- 29°38′30″N 48°09′02″E﻿ / ﻿29.641667°N 48.150556°E
- Type: archaeological site
- Periods: Ubaid period
- Location: Kuwait

Site notes
- Excavation dates: 1998–2004

= H3 (Kuwait) =

Archaeological site in Iraq

H3 (also H3, as-Sabiyah) is an archaeological site in the Subiya Region (Kuwait) that was occupied during the second half of the sixth millennium BC. It was a cultural borderland between the Mesopotamian and the Arabian Neolithic. Finds at the site include small pieces of bitumen believed to have been used to waterproof boats, providing some of the earliest direct evidence for sea faring. A boat model similar to those in Mesopotamia was also discovered at the site.

== The site and its environment ==
H3 is located on Jazirat Dubaji, a low peninsula on the north side of Kuwait Bay. Originally, the site may have been located on the edge of a shallow lagoon, but today it is surrounded by mud flats. The site consists of a low mound with pottery and flint scattered over the surface. Some architectural remains are visible on the surface as well. Its size has been estimated at 90 by 80 m.

== History of research ==
The site was initially identified by Fahad al-Wohaibi. A preliminary archaeological survey and small-scale excavation were subsequently carried out. Full-scale excavation started in 1998 by a joint team of the British Archaeological Expedition to Kuwait and Kuwait National Museum. Further excavation seasons were carried out between 1999 and 2004. The excavations were directed by Harriet Crawford.

== Occupation history ==
Based on the pottery, H3 has been dated to the Ubaid 2-3 period, or second half of the sixth millennium BC. A single radiocarbon date from the oldest part of the site provided a date of 5511-5324 cal BC. The oldest part of the site is thought to be a fire pit that was exposed in the western part of the site. The excavators interpret it as an installation where fish was processed. The main occupation at H3 consists of several separate stone-built structures, of which two were excavated and several more are visible on the surface. One was an open-air enclosure with a storage room. This area was probably used for the production of stone and flint tools.The second structure consisted of four rooms with corbelled walls, possibly to support a roof. The function of the rooms could not be determined with certainty, but based on the presence of certain artefacts and fish and mammal bones, one of the larger rooms was probably used as living area. Based on these substantial architectural remains, it has been suggested that the inhabitants may have lived for extended periods at the site - if not permanently.

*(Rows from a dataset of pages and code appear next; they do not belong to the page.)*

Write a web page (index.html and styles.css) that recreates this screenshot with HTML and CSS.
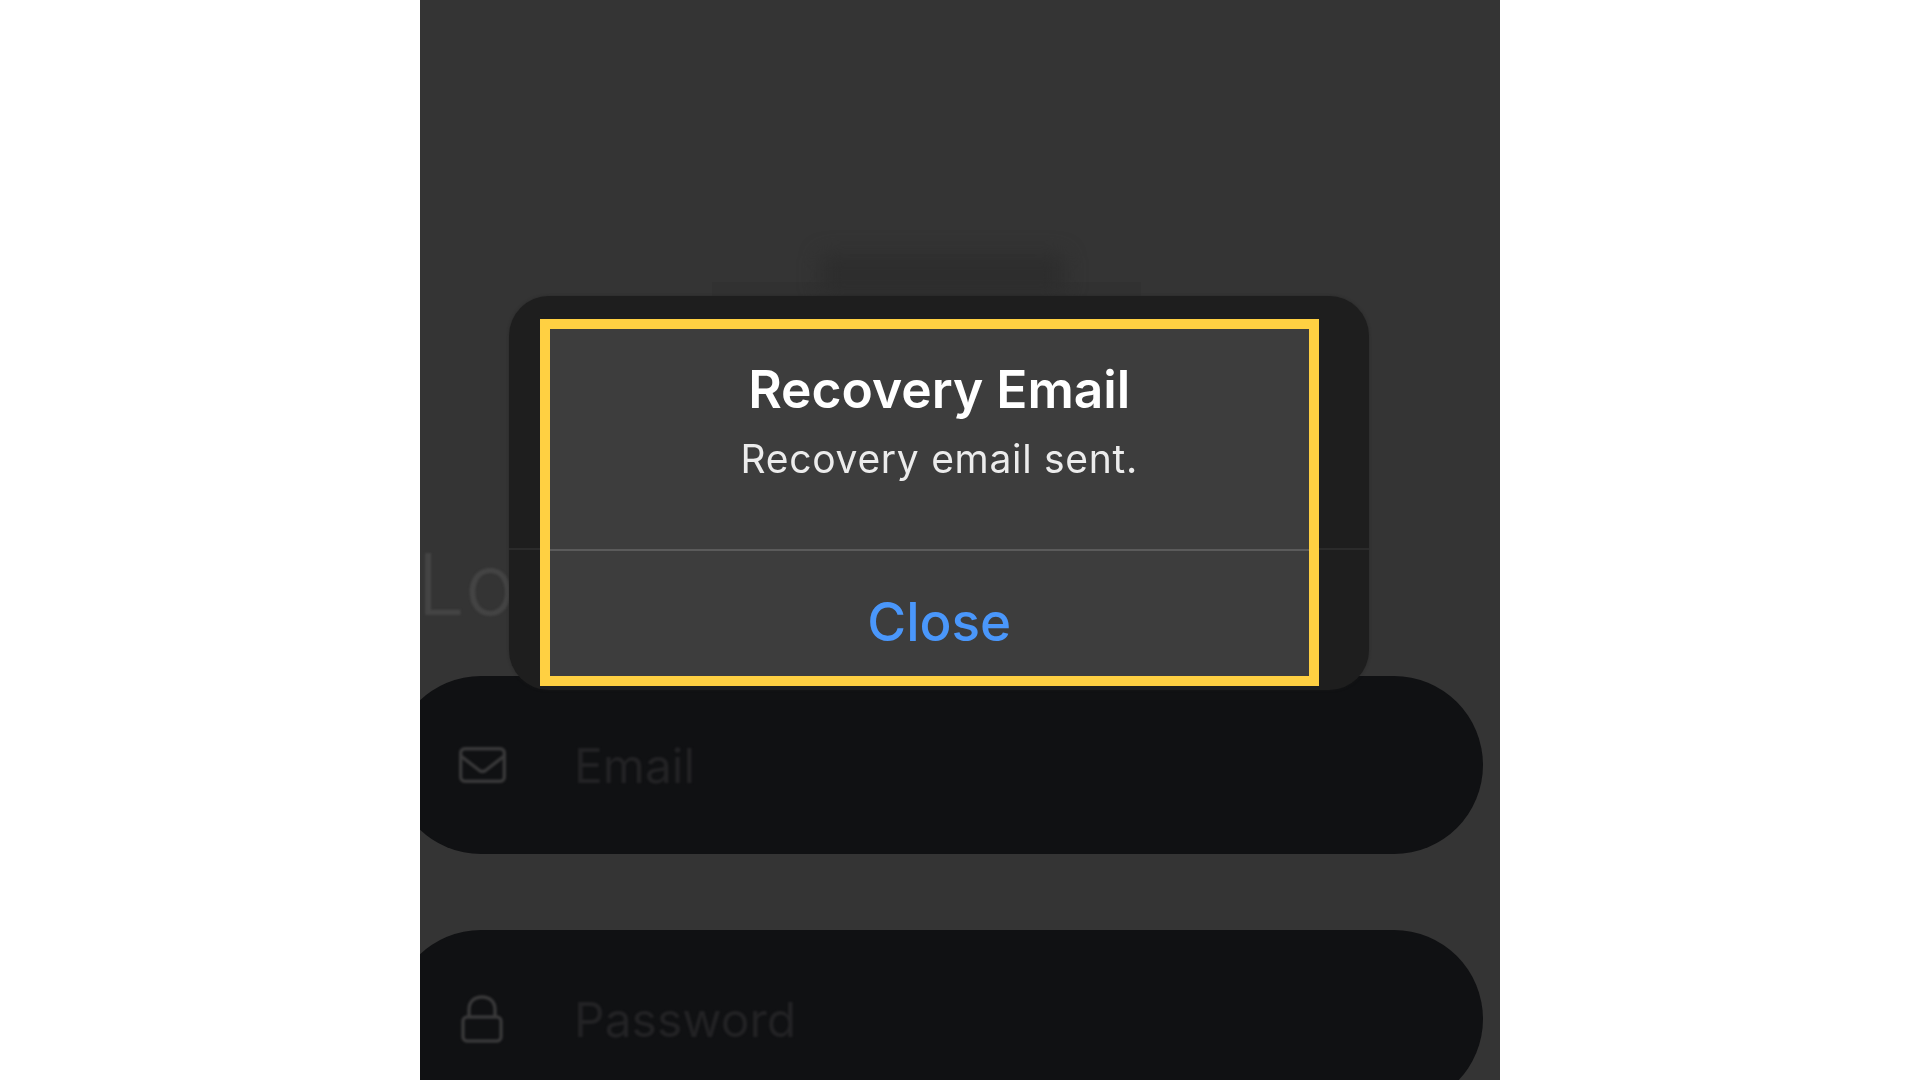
FILE: index.html
```html
<!DOCTYPE html>
<html lang="en">
<head>
<meta charset="utf-8">
<title>Recovery Email</title>
<link rel="stylesheet" href="styles.css">
</head>
<body>
<main class="phone">
  <header class="hero">
    <div class="hero-blur"></div>
    <div class="hero-bar"></div>
  </header>
  <h1 class="login-title">Login</h1>
  <form class="fields">
    <div class="field">
      <svg class="field-icon" width="47" height="36" viewBox="0 0 47 36" fill="none" stroke="#39393a" stroke-width="3.4" stroke-linejoin="round" stroke-linecap="round">
        <rect x="1.7" y="1.7" width="43.6" height="32.6" rx="4"/>
        <path d="M2.5 9.5 L20.5 23.5 Q23.5 25.5 26.5 23.5 L44.5 9.5"/>
      </svg>
      <span class="field-label">Email</span>
    </div>
    <div class="field">
      <svg class="field-icon" width="47" height="48" viewBox="0 0 47 48" fill="none" stroke="#39393a" stroke-width="3.4" stroke-linejoin="round">
        <rect x="4" y="22" width="38" height="24" rx="4"/>
        <path d="M10 22 V14.500 C10 6.500 15.500 2 23 2 C30.500 2 36 6.500 36 14.500 V22"/>
      </svg>
      <span class="field-label">Password</span>
    </div>
  </form>
  <section class="dialog" role="alertdialog">
    <div class="highlight">
      <h2 class="dialog-title">Recovery Email</h2>
      <p class="dialog-message">Recovery email sent.</p>
      <hr class="dialog-divider">
      <button class="dialog-action" type="button">Close</button>
    </div>
  </section>
</main>
</body>
</html>
```

FILE: styles.css
```css
* {
  box-sizing: border-box;
}

html,
body {
  margin: 0;
  height: 100%;
  background: #fff;
}

body {
  display: flex;
  justify-content: center;
  font-family: Inter, "Liberation Sans", sans-serif;
}

.phone {
  position: relative;
  width: 1080px;
  height: 1080px;
  overflow: hidden;
  background: #343434;
}

.hero {
  height: 296px;
  display: flex;
  flex-direction: column;
  align-items: center;
  justify-content: flex-end;
}

.hero-blur {
  width: 245px;
  height: 42px;
  margin-bottom: -14px;
  margin-left: -36px;
  background: #2d2d2d;
  border-radius: 8px;
  filter: blur(10px);
}

.hero-bar {
  width: 429px;
  height: 14px;
  margin-left: -68px;
  background: rgba(30, 30, 30, 0.12);
}

.login-title {
  margin: 239px 0 0 -3px;
  height: 141px;
  font-size: 85px;
  line-height: 100px;
  font-weight: 300;
  color: #444;
  white-space: nowrap;
  filter: blur(0.8px);
}

.fields {
  display: flex;
  flex-direction: column;
  gap: 76px;
  margin-left: -28px;
  width: 1091px;
}

.field {
  flex: none;
  height: 178px;
  display: flex;
  align-items: center;
  padding-left: 67px;
  background: #101113;
  border-radius: 89px;
}

.field-icon {
  flex: none;
  filter: blur(0.8px);
}

.field-label {
  position: absolute;
  left: 154px;
  font-size: 48px;
  font-weight: 400;
  color: #232325;
  filter: blur(0.8px);
}

.dialog {
  position: absolute;
  left: 89px;
  top: 296px;
  width: 860px;
  height: 394px;
  padding: 22.5px 0 0 30.5px;
  background: #1e1e1e;
  border-radius: 40px;
  box-shadow: 0 0 3px rgba(30, 30, 30, 0.5);
}

.dialog::before {
  content: "";
  position: absolute;
  left: 0;
  right: 0;
  top: 252px;
  height: 2px;
  background: #2b2b2b;
}

.highlight {
  position: relative;
  width: 779.5px;
  height: 367.5px;
  display: flex;
  flex-direction: column;
  border: 10px solid #ffd042;
  background: #3d3d3d;
}

.dialog-title,
.dialog-message,
.dialog-action {
  padding: 0 0 0 20px;
  text-align: center;
  filter: blur(0.6px);
}

.dialog-title {
  margin: 30.5px 0 0;
  font-size: 51.5px;
  line-height: 60px;
  font-weight: 560;
  color: #fff;
}

.dialog-message {
  margin: 17.5px 0 0;
  font-size: 39px;
  line-height: 44px;
  letter-spacing: 0.7px;
  font-weight: 400;
  color: #ececec;
}

.dialog-divider {
  width: 100%;
  height: 2px;
  margin: 68px 0 0;
  border: 0;
  background: #5b5b5b;
}

.dialog-action {
  margin: 41px 0 0;
  border: 0;
  background: none;
  font-family: inherit;
  font-size: 53px;
  line-height: 60px;
  font-weight: 500;
  color: #4a97fb;
}
```
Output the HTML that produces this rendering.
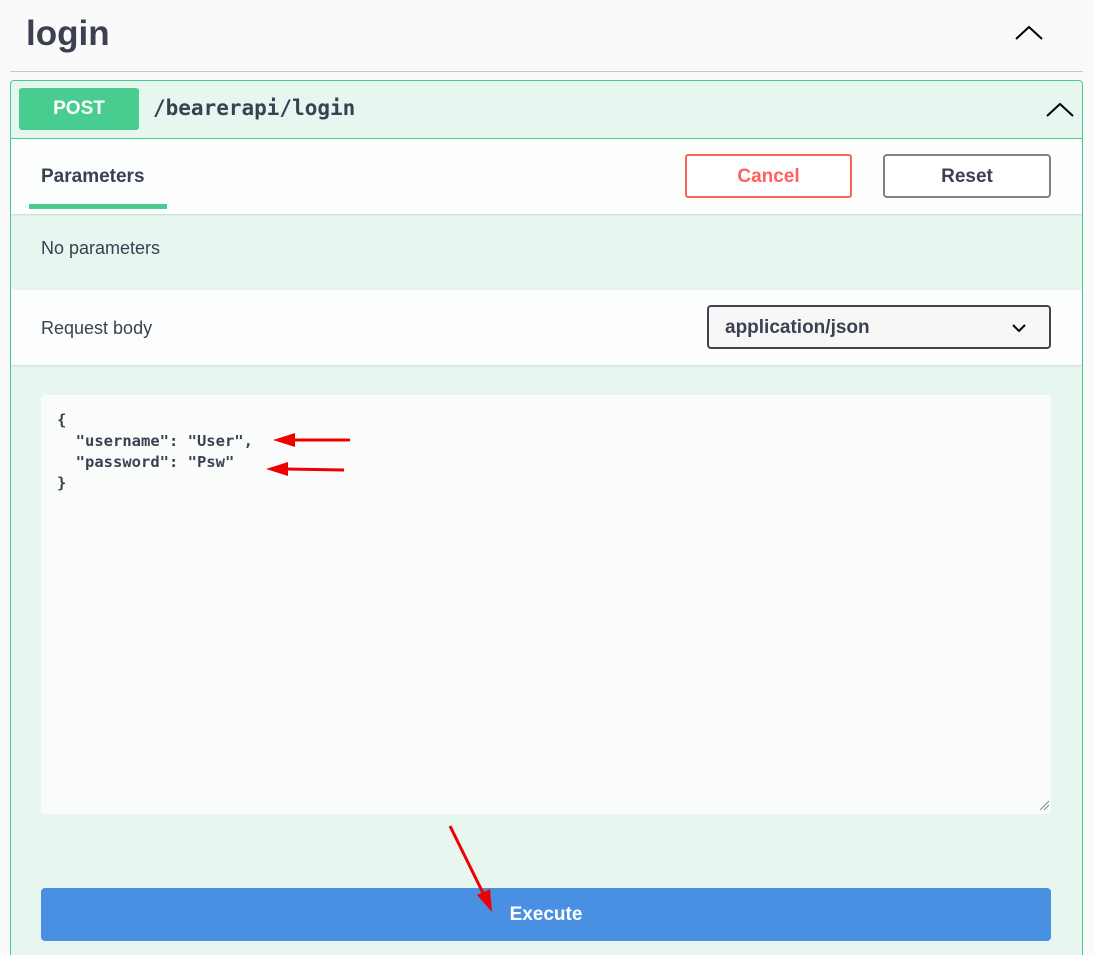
<!DOCTYPE html>
<html><head><style>
html,body{margin:0;width:1094px;height:955px;overflow:hidden}
body{background:#fafafa;position:relative;font-family:"Liberation Sans",sans-serif;color:#3b4151}
.a{position:absolute}
</style></head><body>
<div class="a" style="left:26px;top:14px;font-size:35px;font-weight:bold;">login</div>
<svg class="a" style="left:1014px;top:24px" width="30" height="18"><path d="M2 15 L15 3 L28 15" fill="none" stroke="#000" stroke-width="2"/></svg>
<div class="a" style="left:10px;top:71px;width:1073px;height:1px;background:#c8c8c8"></div>
<div class="a" style="left:10px;top:80px;width:1071px;height:900px;border:1px solid #49cc90;border-radius:4px;background:#e8f6f0"></div>
<div class="a" style="left:11px;top:138px;width:1071px;height:1px;background:#49cc90"></div>
<div class="a" style="left:19px;top:88px;width:120px;height:42px;background:#49cc90;border-radius:3px;color:#fff;font-weight:bold;font-size:19px;text-align:center;line-height:42px;">POST</div>
<div class="a" style="left:153px;top:96px;font-family:'DejaVu Sans Mono',monospace;font-weight:bold;font-size:21px;">/bearerapi/login</div>
<svg class="a" style="left:1045px;top:101px" width="30" height="18"><path d="M2 15 L15 3 L28 15" fill="none" stroke="#000" stroke-width="2"/></svg>
<div class="a" style="left:11px;top:139px;width:1071px;height:75px;background:#fcfdfd;box-shadow:0 1px 2px rgba(0,0,0,.12)"></div>
<div class="a" style="left:41px;top:166px;font-size:19px;font-weight:bold;">Parameters</div>
<div class="a" style="left:29px;top:204px;width:138px;height:5px;background:#49cc90"></div>
<div class="a" style="left:685px;top:154px;width:163px;height:40px;border:2px solid #ff6060;border-radius:3px;color:#ff6060;font-weight:bold;font-size:19px;text-align:center;line-height:42px;background:#fff">Cancel</div>
<div class="a" style="left:883px;top:154px;width:164px;height:40px;border:2px solid #808080;border-radius:4px;font-weight:bold;font-size:19px;text-align:center;line-height:42px;background:#fff">Reset</div>
<div class="a" style="left:41px;top:238px;font-size:18px;">No parameters</div>
<div class="a" style="left:11px;top:290px;width:1071px;height:75px;background:#fcfdfd;box-shadow:0 1px 2px rgba(0,0,0,.12)"></div>
<div class="a" style="left:41px;top:318px;font-size:18px;">Request body</div>
<div class="a" style="left:707px;top:305px;width:340px;height:40px;border:2px solid #41444e;border-radius:4px;background:#f7f7f7;"></div>
<div class="a" style="left:725px;top:317px;font-size:19px;font-weight:bold;">application/json</div>
<svg class="a" style="left:1011px;top:322px" width="16" height="12"><path d="M2 3 L8 9 L14 3" fill="none" stroke="#000" stroke-width="2"/></svg>
<div class="a" style="left:41px;top:395px;width:1010px;height:419px;background:#fafcfb;border-radius:4px"></div>
<pre class="a" style="margin:0;left:57px;top:410px;font-family:'DejaVu Sans Mono',monospace;font-size:15.5px;line-height:21px;font-weight:bold;color:#3b4151">{
  "username": "User",
  "password": "Psw"
}</pre>
<div class="a" style="left:41px;top:888px;width:1010px;height:53px;background:#4990e2;border-radius:4px;color:#fff;font-weight:bold;font-size:19px;text-align:center;line-height:54px;">Execute</div>
<svg class="a" style="left:0;top:0" width="1094" height="955">
<g stroke="#e00" stroke-width="3" fill="#e00">
<line x1="290" y1="440" x2="350" y2="440"/><path d="M273 440 L295 433 L295 447Z" stroke="none"/>
<line x1="285" y1="469" x2="344" y2="470"/><path d="M266 469 L288 462 L288 476Z" stroke="none"/>
<line x1="450" y1="826" x2="484" y2="895"/><path d="M492 912 L477 895 L490 889Z" stroke="none"/>
</g>
<path d="M1040 810 L1049 801 M1044 810 L1049 805" stroke="#888" stroke-width="1"/>
</svg>
</body></html>
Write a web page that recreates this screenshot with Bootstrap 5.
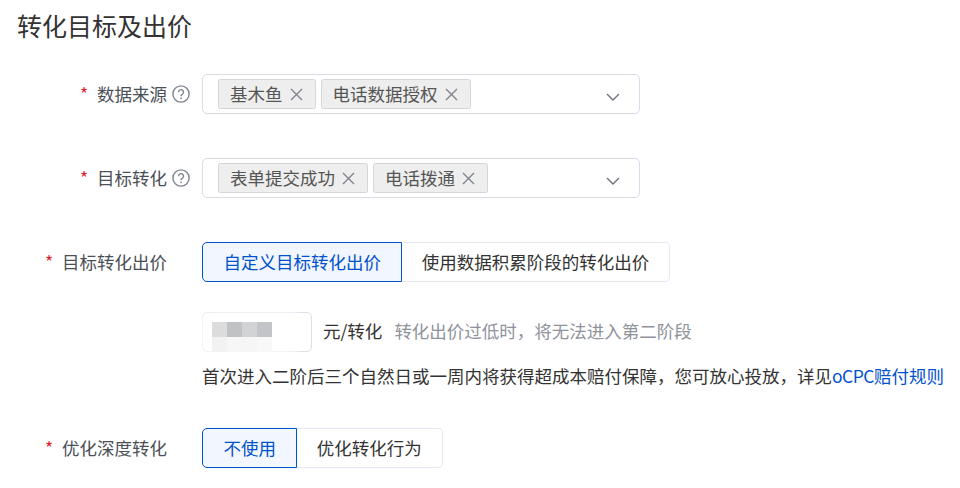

The majority of the pottery at H3 consisted of plain and painted Ubaid ware. This pottery has been dated to Ubaid 2-3, with parallels found at sites like Choga Mami in Mesopotamia and Dosariyah along the Gulf coast. Based on the abundant presence of fish bones and fishing equipments, fishing must have been of considerable importance at the site. Fishing was practiced in shallow water, but there is evidence for deep-water fishing as well. Some of the species identified at H3, such as tuna, are no longer present in Kuway Bay today. Gazelle and sheep/goat bones were also present, indicating that the occupants of H3 also practiced hunting as well as pastoralism. Date stones found at the site are among the earliest evidence in the world for date consumption, together with stones from Dalma Island (UAE). The inhabitants of H3 also manufactured shell jewelry, possibly to be traded with other communities.

According to Robert Carter, H3 has been interpreted as a cultural borderland between Mesopotamian and Arabian Neolithic. The settlement has been interpreted as belonging to a local Arabian Neolithic tradition that practiced extensive contacts with the Ubaid settlements of Mesopotamia. It is likely that people of Mesopotamian origin lived in H3 and practiced Mesopotamian agriculture and cereal farming techniques. These contacts also likely involved trade, where Ubaid pottery, shells and pearls were commodities.

== Seafaring ==
H3 has provided intriguing evidence for seafaring. The first piece of evidence is a ceramic model depicting a reed-bundle boat. Similar models have been found at Mesopotamian sites including Eridu, 'Oueili and 'Ubaid, but the model from H3 is more detailed, for example with incisions that mimic the reed bundles from which the real boat would have been constructed. The second consists of a ceramic disc made from a sherd that appears to depict a reed bundle boat with two masts. This is the oldest evidence for the use of masts and sails. Finally, many pieces of bitumen with barnacles attached on one side and reed impressions on the other side were found at H3. The bitumen is interpreted as a waterproof coating that was applied to a reed-bundle boat. These pieces are the earliest evidence for actual boats in Western Asia, and the earliest evidence for seagoing vessels in the world. Geochemical analysis of the bitumen showed that it originated from a source in Burgan, to the south of H3.